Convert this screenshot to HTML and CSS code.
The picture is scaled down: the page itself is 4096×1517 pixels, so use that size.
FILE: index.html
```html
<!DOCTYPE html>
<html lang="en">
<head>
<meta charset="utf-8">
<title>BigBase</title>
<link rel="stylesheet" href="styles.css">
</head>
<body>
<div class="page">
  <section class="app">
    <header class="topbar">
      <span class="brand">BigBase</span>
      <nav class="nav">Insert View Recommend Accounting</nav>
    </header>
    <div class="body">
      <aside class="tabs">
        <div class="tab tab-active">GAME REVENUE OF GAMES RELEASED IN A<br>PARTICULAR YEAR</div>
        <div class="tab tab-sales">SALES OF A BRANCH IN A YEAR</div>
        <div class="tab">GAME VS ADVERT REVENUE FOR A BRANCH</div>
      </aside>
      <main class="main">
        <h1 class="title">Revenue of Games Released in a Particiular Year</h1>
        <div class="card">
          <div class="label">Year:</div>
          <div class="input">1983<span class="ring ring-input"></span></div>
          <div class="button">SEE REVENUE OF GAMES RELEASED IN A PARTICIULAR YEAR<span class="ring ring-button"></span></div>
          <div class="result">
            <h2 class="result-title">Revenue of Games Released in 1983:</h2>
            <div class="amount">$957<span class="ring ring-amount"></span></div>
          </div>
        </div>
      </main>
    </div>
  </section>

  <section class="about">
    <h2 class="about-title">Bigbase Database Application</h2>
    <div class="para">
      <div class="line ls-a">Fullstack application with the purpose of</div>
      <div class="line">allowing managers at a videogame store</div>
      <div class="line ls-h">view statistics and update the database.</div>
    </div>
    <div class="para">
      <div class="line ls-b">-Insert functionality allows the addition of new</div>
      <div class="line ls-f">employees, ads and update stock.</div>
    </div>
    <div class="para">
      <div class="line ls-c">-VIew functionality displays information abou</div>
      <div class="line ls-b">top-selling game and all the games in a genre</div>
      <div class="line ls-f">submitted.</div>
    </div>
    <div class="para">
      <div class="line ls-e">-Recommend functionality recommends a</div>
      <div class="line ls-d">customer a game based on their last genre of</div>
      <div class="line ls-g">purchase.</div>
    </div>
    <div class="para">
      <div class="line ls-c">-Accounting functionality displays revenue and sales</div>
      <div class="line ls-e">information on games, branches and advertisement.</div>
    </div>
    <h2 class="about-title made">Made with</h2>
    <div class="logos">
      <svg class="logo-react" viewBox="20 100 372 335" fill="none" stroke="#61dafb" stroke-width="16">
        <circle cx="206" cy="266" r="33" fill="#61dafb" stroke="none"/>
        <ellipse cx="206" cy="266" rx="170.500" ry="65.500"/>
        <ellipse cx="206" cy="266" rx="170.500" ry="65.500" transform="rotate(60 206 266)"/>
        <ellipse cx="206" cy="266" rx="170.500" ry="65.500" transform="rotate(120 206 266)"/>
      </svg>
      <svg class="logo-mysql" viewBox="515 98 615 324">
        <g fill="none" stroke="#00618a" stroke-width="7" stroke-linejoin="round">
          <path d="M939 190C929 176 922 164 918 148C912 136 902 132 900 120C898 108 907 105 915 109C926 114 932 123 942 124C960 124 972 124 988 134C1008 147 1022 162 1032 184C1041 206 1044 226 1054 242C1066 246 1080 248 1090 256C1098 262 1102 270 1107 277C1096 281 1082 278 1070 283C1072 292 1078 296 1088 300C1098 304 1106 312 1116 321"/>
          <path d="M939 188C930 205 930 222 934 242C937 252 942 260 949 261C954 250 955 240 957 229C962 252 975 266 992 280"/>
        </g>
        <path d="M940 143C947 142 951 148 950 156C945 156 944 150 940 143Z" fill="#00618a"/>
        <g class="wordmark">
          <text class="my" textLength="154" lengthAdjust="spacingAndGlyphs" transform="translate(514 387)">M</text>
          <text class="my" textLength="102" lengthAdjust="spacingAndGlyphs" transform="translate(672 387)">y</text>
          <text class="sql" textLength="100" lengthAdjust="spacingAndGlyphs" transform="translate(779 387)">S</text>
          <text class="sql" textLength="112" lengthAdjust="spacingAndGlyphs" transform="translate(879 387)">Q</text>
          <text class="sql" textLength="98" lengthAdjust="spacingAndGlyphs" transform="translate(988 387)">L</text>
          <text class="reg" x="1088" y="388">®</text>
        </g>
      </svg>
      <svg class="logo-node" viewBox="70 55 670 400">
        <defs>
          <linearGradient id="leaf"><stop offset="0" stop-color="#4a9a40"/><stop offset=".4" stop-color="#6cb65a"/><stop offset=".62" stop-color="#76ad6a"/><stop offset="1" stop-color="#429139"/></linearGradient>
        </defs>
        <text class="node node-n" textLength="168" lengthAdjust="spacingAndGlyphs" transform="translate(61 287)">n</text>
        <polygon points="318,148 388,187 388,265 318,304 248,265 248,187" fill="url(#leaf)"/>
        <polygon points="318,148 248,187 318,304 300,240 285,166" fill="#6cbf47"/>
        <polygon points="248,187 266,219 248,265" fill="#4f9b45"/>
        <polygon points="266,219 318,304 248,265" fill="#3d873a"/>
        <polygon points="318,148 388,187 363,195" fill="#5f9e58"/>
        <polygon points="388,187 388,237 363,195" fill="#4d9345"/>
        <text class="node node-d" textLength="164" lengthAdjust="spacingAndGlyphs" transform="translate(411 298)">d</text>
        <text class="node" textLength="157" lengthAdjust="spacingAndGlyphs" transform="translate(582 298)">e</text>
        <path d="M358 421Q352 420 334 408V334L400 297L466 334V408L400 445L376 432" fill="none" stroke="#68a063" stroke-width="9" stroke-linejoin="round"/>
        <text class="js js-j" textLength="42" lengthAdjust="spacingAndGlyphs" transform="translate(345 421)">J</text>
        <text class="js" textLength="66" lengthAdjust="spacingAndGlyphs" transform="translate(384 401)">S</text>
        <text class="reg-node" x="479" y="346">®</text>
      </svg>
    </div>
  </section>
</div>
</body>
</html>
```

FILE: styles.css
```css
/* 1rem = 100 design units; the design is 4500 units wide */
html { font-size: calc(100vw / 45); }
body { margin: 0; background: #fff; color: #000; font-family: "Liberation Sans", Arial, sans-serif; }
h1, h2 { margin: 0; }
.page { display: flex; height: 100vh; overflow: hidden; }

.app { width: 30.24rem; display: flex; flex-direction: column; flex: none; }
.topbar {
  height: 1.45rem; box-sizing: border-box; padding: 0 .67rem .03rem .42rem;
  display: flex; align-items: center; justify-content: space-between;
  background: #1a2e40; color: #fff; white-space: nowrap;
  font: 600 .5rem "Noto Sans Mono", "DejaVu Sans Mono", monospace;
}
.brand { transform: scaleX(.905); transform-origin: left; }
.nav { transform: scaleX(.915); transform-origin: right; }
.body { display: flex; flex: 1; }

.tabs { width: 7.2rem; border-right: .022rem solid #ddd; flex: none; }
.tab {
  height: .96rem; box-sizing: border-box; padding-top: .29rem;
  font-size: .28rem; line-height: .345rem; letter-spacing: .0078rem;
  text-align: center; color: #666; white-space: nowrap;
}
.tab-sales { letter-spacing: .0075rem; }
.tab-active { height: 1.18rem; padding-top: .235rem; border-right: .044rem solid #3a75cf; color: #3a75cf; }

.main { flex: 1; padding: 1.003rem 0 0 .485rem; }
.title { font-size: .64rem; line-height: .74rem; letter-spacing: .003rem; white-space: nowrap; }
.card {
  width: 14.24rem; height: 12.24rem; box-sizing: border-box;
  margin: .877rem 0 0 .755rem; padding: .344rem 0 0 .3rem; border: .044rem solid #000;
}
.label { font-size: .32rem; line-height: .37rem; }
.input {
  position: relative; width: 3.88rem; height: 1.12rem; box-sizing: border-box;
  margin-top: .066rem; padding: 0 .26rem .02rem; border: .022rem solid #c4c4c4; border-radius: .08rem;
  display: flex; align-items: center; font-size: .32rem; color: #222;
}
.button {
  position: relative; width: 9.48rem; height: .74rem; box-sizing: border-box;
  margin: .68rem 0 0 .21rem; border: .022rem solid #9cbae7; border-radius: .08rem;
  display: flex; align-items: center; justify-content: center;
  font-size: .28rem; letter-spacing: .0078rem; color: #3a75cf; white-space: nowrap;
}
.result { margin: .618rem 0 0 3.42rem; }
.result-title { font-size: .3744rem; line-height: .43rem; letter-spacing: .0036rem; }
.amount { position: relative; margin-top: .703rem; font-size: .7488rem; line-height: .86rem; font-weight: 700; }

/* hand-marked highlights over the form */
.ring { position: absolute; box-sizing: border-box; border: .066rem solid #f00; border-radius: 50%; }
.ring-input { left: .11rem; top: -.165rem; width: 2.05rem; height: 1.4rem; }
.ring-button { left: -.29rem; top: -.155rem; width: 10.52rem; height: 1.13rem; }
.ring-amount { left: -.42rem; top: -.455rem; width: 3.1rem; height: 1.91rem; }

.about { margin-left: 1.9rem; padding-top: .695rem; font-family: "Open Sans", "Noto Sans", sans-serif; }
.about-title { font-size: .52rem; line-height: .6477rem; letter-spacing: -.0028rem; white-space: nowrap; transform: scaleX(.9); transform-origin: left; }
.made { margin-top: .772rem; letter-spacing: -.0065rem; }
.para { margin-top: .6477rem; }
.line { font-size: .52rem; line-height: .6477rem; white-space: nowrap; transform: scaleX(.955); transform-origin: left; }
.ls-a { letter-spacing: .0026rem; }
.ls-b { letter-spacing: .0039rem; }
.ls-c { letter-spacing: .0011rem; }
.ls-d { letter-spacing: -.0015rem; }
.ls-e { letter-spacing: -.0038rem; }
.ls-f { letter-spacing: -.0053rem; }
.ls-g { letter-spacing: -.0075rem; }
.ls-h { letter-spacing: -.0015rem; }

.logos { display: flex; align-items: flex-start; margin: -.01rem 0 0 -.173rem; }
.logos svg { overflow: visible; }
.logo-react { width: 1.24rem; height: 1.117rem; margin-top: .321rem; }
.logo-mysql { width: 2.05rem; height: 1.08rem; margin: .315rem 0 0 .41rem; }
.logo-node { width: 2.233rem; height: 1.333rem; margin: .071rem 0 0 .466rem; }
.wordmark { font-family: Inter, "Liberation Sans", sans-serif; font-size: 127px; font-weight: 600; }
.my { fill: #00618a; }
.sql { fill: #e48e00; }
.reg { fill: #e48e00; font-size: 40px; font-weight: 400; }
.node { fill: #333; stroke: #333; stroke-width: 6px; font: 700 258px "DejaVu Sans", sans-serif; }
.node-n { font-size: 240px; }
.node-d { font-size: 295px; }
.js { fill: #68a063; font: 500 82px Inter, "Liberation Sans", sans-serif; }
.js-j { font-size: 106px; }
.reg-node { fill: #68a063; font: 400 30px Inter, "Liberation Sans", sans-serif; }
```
========
Look for the word "page" and return every line where it occurs.

The picture is scaled down: the page itself is 4096×1517 pixels, so use that size.
<div class="page">
.page { display: flex; height: 100vh; overflow: hidden; }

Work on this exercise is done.